Extracted information
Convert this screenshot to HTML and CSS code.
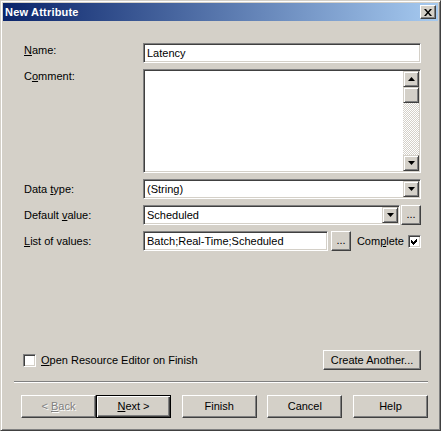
FILE: index.html
```html
<!DOCTYPE html>
<html>
<head>
<meta charset="utf-8">
<title>New Attribute</title>
<link rel="stylesheet" href="styles.css">
</head>
<body>
<div class="window">
  <div class="titlebar">
    <span class="title">New Attribute</span>
    <div class="close">
      <svg width="8" height="7" viewBox="0 0 8 7"><path d="M0 0h2l2 2.4L6 0h2L5 3.5 8 7H6L4 4.6 2 7H0l3-3.5z" fill="#000"/></svg>
    </div>
  </div>
  <div class="client">
    <div class="form">
      <div class="lbl lbl-top"><u>N</u>ame:</div>
      <div class="sunken textbox">Latency</div>

      <div class="lbl lbl-top">C<u>o</u>mment:</div>
      <div class="sunken memo">
        <div class="memo-text"></div>
        <div class="vscroll">
          <div class="arrowbtn"><svg width="7" height="4" viewBox="0 0 7 4"><path d="M3.5 0L7 4H0z" fill="#000"/></svg></div>
          <div class="thumb"></div>
          <div class="track"></div>
          <div class="arrowbtn"><svg width="7" height="4" viewBox="0 0 7 4"><path d="M0 0h7L3.5 4z" fill="#000"/></svg></div>
        </div>
      </div>

      <div class="lbl">Data <u>t</u>ype:</div>
      <div class="sunken combo">
        <span class="combo-text">(String)</span>
        <div class="arrowbtn combo-arrow"><svg width="7" height="4" viewBox="0 0 7 4"><path d="M0 0h7L3.5 4z" fill="#000"/></svg></div>
      </div>

      <div class="lbl">Default <u>v</u>alue:</div>
      <div class="field-row">
        <div class="sunken combo combo-short">
          <span class="combo-text">Scheduled</span>
          <div class="arrowbtn combo-arrow"><svg width="7" height="4" viewBox="0 0 7 4"><path d="M0 0h7L3.5 4z" fill="#000"/></svg></div>
        </div>
        <div class="btn dots dots-tight">...</div>
      </div>

      <div class="lbl"><u>L</u>ist of values:</div>
      <div class="field-row">
        <div class="sunken textbox list-box">Batch;Real-Time;Scheduled</div>
        <div class="btn dots dots-list">...</div>
        <span class="complete-label">Com<u>p</u>lete</span>
        <div class="checkbox sunken">
          <svg width="9" height="9" viewBox="0 0 9 9" shape-rendering="crispEdges"><path d="M1 3L3 5L7 1V4L3 8L1 6z" fill="#000"/></svg>
        </div>
      </div>
    </div>

    <div class="footer">
      <div class="optrow">
        <div class="checkbox sunken"></div>
        <span class="opt-label"><u>O</u>pen Resource Editor on Finish</span>
        <div class="btn create">Create Another...</div>
      </div>
      <div class="sep"></div>
      <div class="buttons">
        <div class="pair">
          <div class="btn wiz disabled">&lt;&nbsp;<u>B</u>ack</div>
          <div class="btn wiz default"><u>N</u>ext&nbsp;&gt;</div>
        </div>
        <div class="btn wiz">Finish</div>
        <div class="btn wiz">Cancel</div>
        <div class="btn wiz">Help</div>
      </div>
    </div>
  </div>
</div>
</body>
</html>
```

FILE: styles.css
```css
* {
  box-sizing: border-box;
}

body {
  margin: 0;
  font-family: "Liberation Sans", Arial, sans-serif;
  font-size: 11px;
  line-height: 13px;
  color: #000;
  background: #d4d0c8;
}

u {
  text-decoration: underline;
  text-underline-offset: 1px;
}

.window {
  width: 441px;
  height: 431px;
  background: #d4d0c8;
  border: 1px solid;
  border-color: #d4d0c8 #404040 #404040 #d4d0c8;
  box-shadow: inset 1px 1px #ffffff, inset -1px -1px #808080;
  padding: 2px;
  display: flex;
  flex-direction: column;
}

.titlebar {
  height: 18px;
  flex: none;
  background: linear-gradient(to right, #0a246a, #a6caf0);
  display: flex;
  align-items: center;
  padding: 0 2px 0 2px;
}

.title {
  flex: 1;
  color: #fff;
  font-weight: bold;
  font-size: 11px;
  letter-spacing: 0.2px;
}

.close {
  width: 16px;
  height: 14px;
  background: #d4d0c8;
  border: 1px solid;
  border-color: #ffffff #404040 #404040 #ffffff;
  box-shadow: inset -1px -1px #808080;
  display: flex;
  align-items: center;
  justify-content: center;
}

.client {
  flex: 1;
  display: flex;
  flex-direction: column;
}

.form {
  display: grid;
  grid-template-columns: 119px 278px;
  grid-template-rows: 20px 104px 20px 20px 20px;
  row-gap: 6px;
  padding: 22px 0 0 21px;
}

.lbl {
  align-self: center;
  white-space: nowrap;
}

.lbl-top {
  align-self: start;
  padding-top: 1px;
}

.sunken {
  background: #fff;
  border: 1px solid;
  border-color: #808080 #ffffff #ffffff #808080;
  box-shadow: inset 1px 1px #404040, inset -1px -1px #d4d0c8;
}

.textbox {
  height: 20px;
  display: flex;
  align-items: center;
  padding: 1px 3px 0 3px;
  white-space: nowrap;
}

.memo {
  height: 104px;
  display: flex;
  padding: 1px;
}

.memo-text {
  flex: 1;
}

.vscroll {
  width: 16px;
  display: flex;
  flex-direction: column;
}

.arrowbtn {
  width: 16px;
  height: 16px;
  flex: none;
  background: #d4d0c8;
  border: 1px solid;
  border-color: #d4d0c8 #404040 #404040 #d4d0c8;
  box-shadow: inset 1px 1px #ffffff, inset -1px -1px #808080;
  display: flex;
  align-items: center;
  justify-content: center;
}

.arrowbtn svg {
  display: block;
}

.thumb {
  height: 16px;
  flex: none;
  background: #d4d0c8;
  border: 1px solid;
  border-color: #d4d0c8 #404040 #404040 #d4d0c8;
  box-shadow: inset 1px 1px #ffffff, inset -1px -1px #808080;
}

.track {
  flex: 1;
  background: repeating-conic-gradient(#d4d0c8 0 25%, #ffffff 0 50%) 0 0 / 2px 2px;
}

.combo {
  height: 20px;
  display: flex;
  align-items: center;
  padding: 1px;
}

.combo-text {
  flex: 1;
  padding-left: 2px;
  white-space: nowrap;
}

.combo-arrow {
  align-self: stretch;
  height: auto;
}

.field-row {
  display: flex;
  align-items: center;
  height: 20px;
}

.combo-short {
  width: 257px;
  flex: none;
}

.btn {
  background: #d4d0c8;
  border: 1px solid;
  border-color: #ffffff #404040 #404040 #ffffff;
  box-shadow: inset -1px -1px #808080;
  display: flex;
  align-items: center;
  justify-content: center;
  white-space: nowrap;
}

.dots {
  width: 20px;
  height: 20px;
  flex: none;
  padding-bottom: 1px;
}

.dots-tight {
  margin-left: 1px;
}

.list-box {
  width: 185px;
  flex: none;
}

.dots-list {
  margin-left: 3px;
}

.complete-label {
  margin-left: auto;
  margin-right: 4px;
  white-space: nowrap;
}

.checkbox {
  width: 13px;
  height: 13px;
  flex: none;
  display: flex;
  align-items: center;
  justify-content: center;
  padding: 1px;
}

.checkbox svg {
  display: block;
}

.footer {
  margin-top: auto;
}

.optrow {
  height: 20px;
  display: flex;
  align-items: center;
  padding: 0 17px 0 20px;
}

.opt-label {
  margin-left: 5px;
  white-space: nowrap;
}

.create {
  margin-left: auto;
  width: 98px;
  height: 20px;
}

.sep {
  height: 2px;
  margin: 11px 10px 12px 11px;
  border-top: 1px solid #808080;
  border-bottom: 1px solid #ffffff;
}

.buttons {
  display: flex;
  justify-content: space-between;
  padding: 0 10px 10px 18px;
}

.pair {
  display: flex;
}

.wiz {
  width: 75px;
  height: 23px;
}

.disabled {
  color: #808080;
  text-shadow: 1px 1px 0 #ffffff;
}

.default {
  border: 1px solid #000;
  box-shadow: inset 1px 1px #ffffff, inset -1px -1px #404040, inset -2px -2px #808080;
}
```
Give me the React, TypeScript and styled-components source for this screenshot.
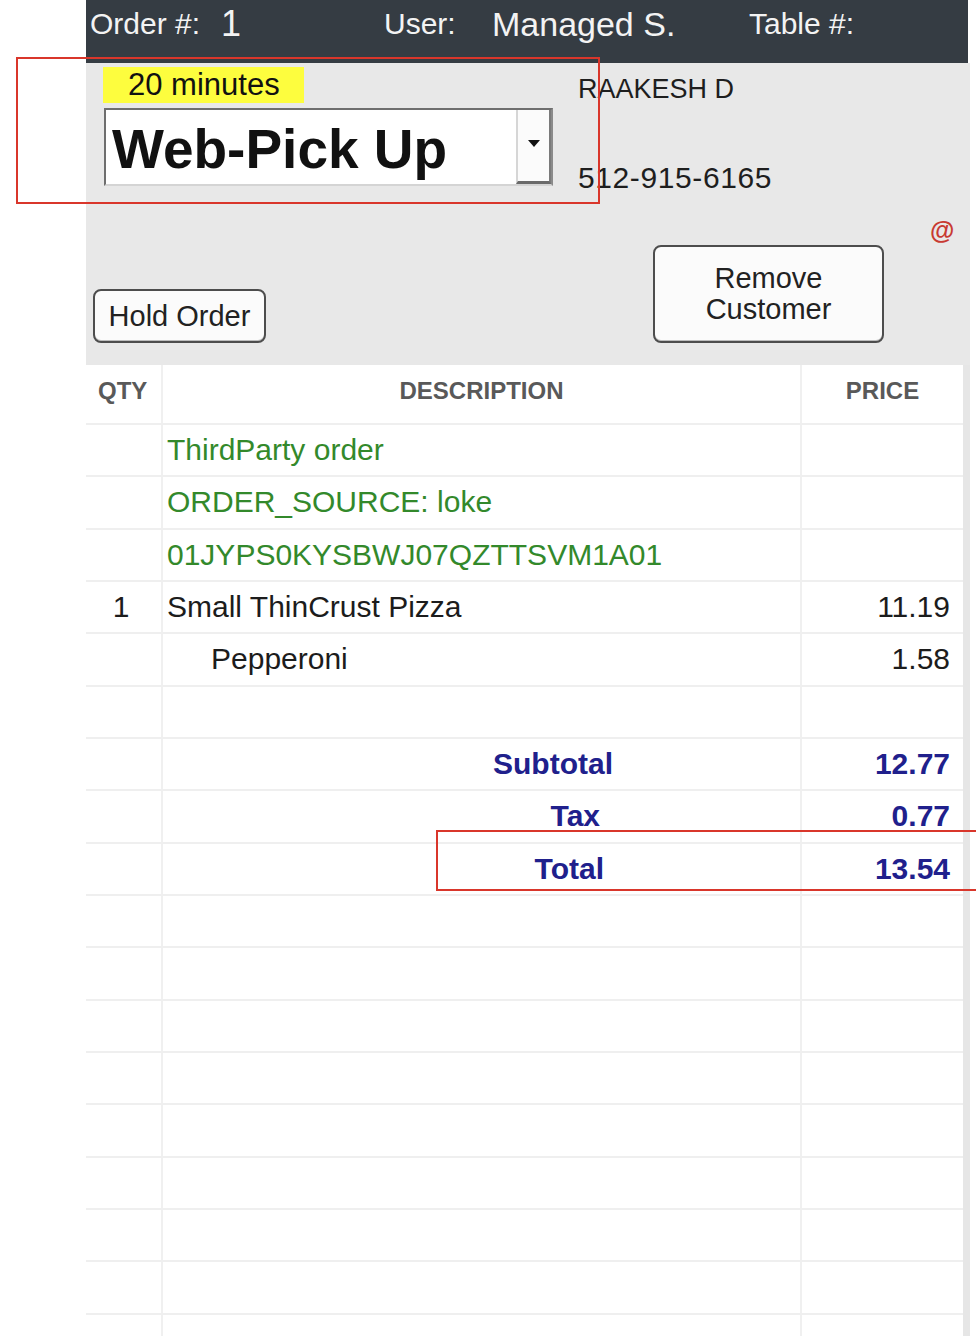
import React from "react";
import styled, { createGlobalStyle } from "styled-components";

const GlobalStyle = createGlobalStyle`
  html, body { margin: 0; padding: 0; background: #ffffff; }
  body { font-family: "Liberation Sans", Arial, sans-serif; }
`;

const Page = styled.div`
  position: relative;
  width: 976px;
  height: 1336px;
  overflow: hidden;
  background: #ffffff;
`;

const Panel = styled.div`
  margin-left: 86px;
  width: 884px;
  display: flex;
  flex-direction: column;
`;

const TopBar = styled.div`
  height: 63px;
  box-sizing: border-box;
  padding-bottom: 16px;
  margin-right: 2px;
  background: #353c43;
  display: flex;
  align-items: center;
  color: #f3f3f3;
  line-height: 1;
`;

const BarSlot = styled.span<{ $w?: number; $size: number; $ml?: number }>`
  flex: 0 0 ${(p) => (p.$w ? `${p.$w}px` : "auto")};
  margin-left: ${(p) => p.$ml ?? 0}px;
  font-size: ${(p) => p.$size}px;
  white-space: nowrap;
`;

const Header = styled.div`
  height: 302px;
  box-sizing: border-box;
  background: #e8e8e8;
  display: flex;
  flex-direction: column;
  padding-bottom: 22px;
`;

const TopRow = styled.div`
  display: flex;
  gap: 25px;
`;

const LeftBlock = styled.div`
  display: flex;
  flex-direction: column;
  align-items: flex-start;
  padding: 4px 0 0 17px;
  width: 450px;
`;

const Badge = styled.div`
  height: 36px;
  box-sizing: border-box;
  padding: 0 24px 0 25px;
  background: #fdfd3e;
  color: #111;
  font-size: 31px;
  line-height: 36px;
`;

const SelectBox = styled.div`
  margin-top: 5px;
  margin-left: 1px;
  width: 449px;
  height: 78px;
  box-sizing: border-box;
  background: #ffffff;
  border-style: solid;
  border-width: 2px;
  border-color: #6e6e6e #8a8a8a #d4d4d4 #6e6e6e;
  display: flex;
  align-items: stretch;
`;

const SelectValue = styled.div`
  flex: 1;
  padding: 4px 0 0 6px;
  display: flex;
  align-items: center;
  font-size: 55px;
  font-weight: 700;
  color: #111;
`;

const DropButton = styled.div`
  width: 35px;
  box-sizing: border-box;
  border-left: 2px solid #d6d6d6;
  border-bottom: 3px solid #6a6a6a;
  border-right: 2px solid #7a7a7a;
  background: #fbfbfb;
  display: flex;
  align-items: center;
  justify-content: center;
  padding-bottom: 4px;
`;

const RightBlock = styled.div`
  display: flex;
  flex-direction: column;
  padding-top: 13px;
  color: #1e1e1e;
  line-height: 1;
`;

const CustomerName = styled.div`
  font-size: 27px;
`;

const CustomerPhone = styled.div`
  margin-top: 60px;
  font-size: 30px;
  letter-spacing: 0.6px;
`;

const BottomRow = styled.div`
  margin-top: auto;
  display: flex;
  align-items: flex-end;
`;

const PosButton = styled.div<{ $w: number; $h: number; $ml: number }>`
  width: ${(p) => p.$w}px;
  height: ${(p) => p.$h}px;
  margin-left: ${(p) => p.$ml}px;
  box-sizing: border-box;
  border: 2px solid #4d4d4d;
  border-radius: 8px;
  background: #fbfbfb;
  box-shadow: inset 0 -1px 0 #bdbdbd;
  display: flex;
  flex-direction: column;
  align-items: center;
  justify-content: center;
  color: #222;
  font-size: 29px;
  line-height: 31px;
  text-align: center;
`;

const AtMark = styled.span`
  margin-left: 46px;
  margin-bottom: 101px;
  color: #c83a32;
  font-size: 25px;
  font-weight: 700;
  line-height: 24px;
`;

const Table = styled.div`
  display: flex;
  flex-direction: column;
  background: #ffffff;
  border-right: 7px solid #e6e6e6;
`;

const Row = styled.div<{ $h: number }>`
  display: grid;
  grid-template-columns: 77px 639px 161px;
  height: ${(p) => p.$h}px;
  box-sizing: border-box;
  border-bottom: 2px solid #efefef;
  flex: 0 0 auto;
`;

const Cell = styled.div<{
  $align?: "left" | "center" | "right";
  $pl?: number;
  $pr?: number;
  $divider?: boolean;
}>`
  display: flex;
  align-items: center;
  justify-content: ${(p) =>
    p.$align === "center" ? "center" : p.$align === "right" ? "flex-end" : "flex-start"};
  padding-left: ${(p) => p.$pl ?? 0}px;
  padding-right: ${(p) => p.$pr ?? 0}px;
  border-right: ${(p) => (p.$divider ? "2px solid #f0f0f0" : "none")};
  box-sizing: border-box;
  white-space: nowrap;
  overflow: hidden;
`;

const HeadText = styled.span`
  font-weight: 700;
  font-size: 24px;
  color: #595959;
  margin-bottom: 6px;
`;

const ItemText = styled.span<{ $tone: "green" | "black" | "navy" }>`
  font-size: 30px;
  font-weight: ${(p) => (p.$tone === "navy" ? 700 : 400)};
  color: ${(p) =>
    p.$tone === "green" ? "#33892b" : p.$tone === "navy" ? "#20208c" : "#1c1c1c"};
`;

const Annotation = styled.div<{ $l: number; $t: number; $w: number; $h: number }>`
  position: absolute;
  left: ${(p) => p.$l}px;
  top: ${(p) => p.$t}px;
  width: ${(p) => p.$w}px;
  height: ${(p) => p.$h}px;
  box-sizing: border-box;
  border: 2px solid #d9362b;
  pointer-events: none;
`;

type Line = {
  kind: "note" | "item" | "mod" | "total" | "blank";
  qty?: string;
  desc?: string;
  price?: string;
  pr?: number;
};

const lines: Line[] = [
  { kind: "note", desc: "ThirdParty order" },
  { kind: "note", desc: "ORDER_SOURCE: loke" },
  { kind: "note", desc: "01JYPS0KYSBWJ07QZTTSVM1A01" },
  { kind: "item", qty: "1", desc: "Small ThinCrust Pizza", price: "11.19" },
  { kind: "mod", desc: "Pepperoni", price: "1.58" },
  { kind: "blank" },
  { kind: "total", desc: "Subtotal", price: "12.77", pr: 187 },
  { kind: "total", desc: "Tax", price: "0.77", pr: 200 },
  { kind: "total", desc: "Total", price: "13.54", pr: 196 },
  ...Array.from({ length: 10 }, () => ({ kind: "blank" as const })),
];

const ROW_H = 52.33;

function LineRow({ line }: { line: Line }) {
  const tone = line.kind === "note" ? "green" : line.kind === "total" ? "navy" : "black";
  const descAlign = line.kind === "total" ? "right" : "left";
  const descPl = line.kind === "mod" ? 48 : 4;
  return (
    <Row $h={ROW_H}>
      <Cell $align="center" $pr={5} $divider>
        {line.qty && <ItemText $tone="black">{line.qty}</ItemText>}
      </Cell>
      <Cell $align={descAlign} $pl={descPl} $pr={line.pr ?? 0} $divider>
        {line.desc && <ItemText $tone={tone}>{line.desc}</ItemText>}
      </Cell>
      <Cell $align="right" $pr={13}>
        {line.price && <ItemText $tone={tone}>{line.price}</ItemText>}
      </Cell>
    </Row>
  );
}

export default function App() {
  return (
    <Page>
      <GlobalStyle />
      <Panel>
        <TopBar>
          <BarSlot $ml={4} $w={131} $size={30}>Order #:</BarSlot>
          <BarSlot $w={163} $size={36}>1</BarSlot>
          <BarSlot $w={108} $size={30}>User:</BarSlot>
          <BarSlot $w={257} $size={34}>Managed S.</BarSlot>
          <BarSlot $size={30}>Table #:</BarSlot>
        </TopBar>

        <Header>
          <TopRow>
            <LeftBlock>
              <Badge>20 minutes</Badge>
              <SelectBox>
                <SelectValue>Web-Pick Up</SelectValue>
                <DropButton>
                  <svg width="12" height="7" viewBox="0 0 12 7">
                    <path d="M0 0 H12 L6 7 Z" fill="#111" />
                  </svg>
                </DropButton>
              </SelectBox>
            </LeftBlock>
            <RightBlock>
              <CustomerName>RAAKESH D</CustomerName>
              <CustomerPhone>512-915-6165</CustomerPhone>
            </RightBlock>
          </TopRow>
          <BottomRow>
            <PosButton $w={173} $h={54} $ml={7}>Hold Order</PosButton>
            <PosButton $w={231} $h={98} $ml={387}>
              <span>Remove</span>
              <span>Customer</span>
            </PosButton>
            <AtMark>@</AtMark>
          </BottomRow>
        </Header>

        <Table>
          <Row $h={60}>
            <Cell $align="left" $pl={12} $divider>
              <HeadText>QTY</HeadText>
            </Cell>
            <Cell $align="center" $divider>
              <HeadText>DESCRIPTION</HeadText>
            </Cell>
            <Cell $align="center">
              <HeadText>PRICE</HeadText>
            </Cell>
          </Row>
          {lines.map((line, i) => (
            <LineRow key={i} line={line} />
          ))}
        </Table>
      </Panel>

      <Annotation $l={16} $t={57} $w={584} $h={147} />
      <Annotation $l={436} $t={830} $w={560} $h={61} />
    </Page>
  );
}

Goal of the exercise
Show the lines where the word "screenshot" appears in the entries.

Result of the task
Convert this screenshot to HTML and CSS code.
Give me the React, TypeScript and styled-components source for this screenshot.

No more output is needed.